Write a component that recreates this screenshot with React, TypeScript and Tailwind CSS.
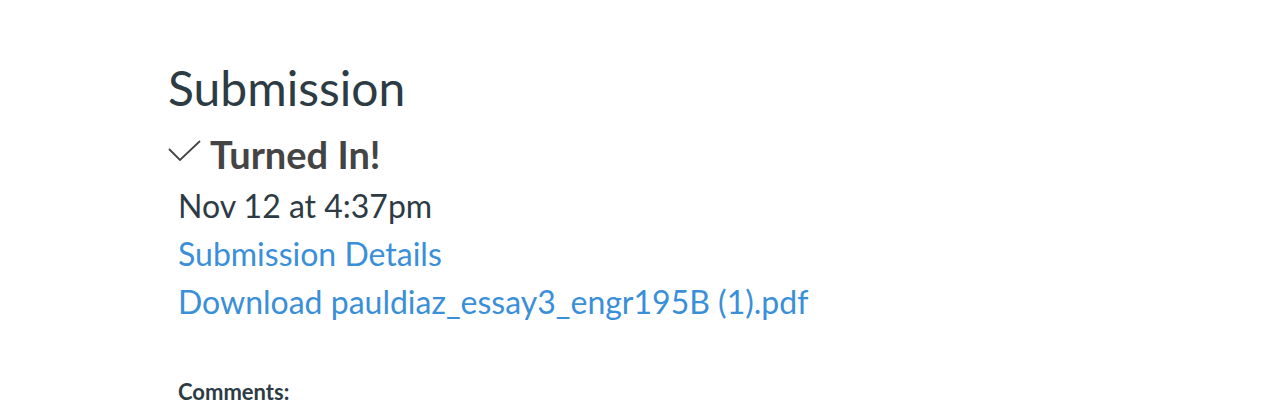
import React from 'react';

export default function App() {
  return (
    <div className="w-[1278px] h-[416px] overflow-hidden bg-white font-['Lato','Liberation_Sans',sans-serif] text-[#2d3b45]">
      <div className="pl-[168px] pt-[56px]">
        <h2 className="text-[48px] leading-[64px] font-normal">Submission</h2>
        <div className="flex items-center mt-[10px]">
          <svg width="33" height="22" viewBox="0 0 33 22" className="mr-[9px] -mt-[6px]" fill="none">
            <path d="M1 9 L12 20 L32 1" stroke="#444" strokeWidth="1.8" />
          </svg>
          <span className="text-[38px] leading-[48px] font-bold text-[#444]">Turned In!</span>
        </div>
        <div className="pl-[10px] mt-[4px] text-[32px] leading-[48px]">
          <div>Nov 12 at 4:37pm</div>
          <div className="text-[#3a8fd9]">Submission Details</div>
          <div className="text-[#3a8fd9]">Download pauldiaz_essay3_engr195B (1).pdf</div>
          <div className="mt-[52px] text-[22px] leading-[28px] font-bold">Comments:</div>
        </div>
      </div>
    </div>
  );
}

────────────────

• _What is expected_
Repeat the material above word for word and skip every image in it.

• _Worked answer_
Write a component that recreates this screenshot with React, TypeScript and Tailwind CSS.
import React from 'react';

export default function App() {
  return (
    <div className="w-[1278px] h-[416px] overflow-hidden bg-white font-['Lato','Liberation_Sans',sans-serif] text-[#2d3b45]">
      <div className="pl-[168px] pt-[56px]">
        <h2 className="text-[48px] leading-[64px] font-normal">Submission</h2>
        <div className="flex items-center mt-[10px]">
          <svg width="33" height="22" viewBox="0 0 33 22" className="mr-[9px] -mt-[6px]" fill="none">
            <path d="M1 9 L12 20 L32 1" stroke="#444" strokeWidth="1.8" />
          </svg>
          <span className="text-[38px] leading-[48px] font-bold text-[#444]">Turned In!</span>
        </div>
        <div className="pl-[10px] mt-[4px] text-[32px] leading-[48px]">
          <div>Nov 12 at 4:37pm</div>
          <div className="text-[#3a8fd9]">Submission Details</div>
          <div className="text-[#3a8fd9]">Download pauldiaz_essay3_engr195B (1).pdf</div>
          <div className="mt-[52px] text-[22px] leading-[28px] font-bold">Comments:</div>
        </div>
      </div>
    </div>
  );
}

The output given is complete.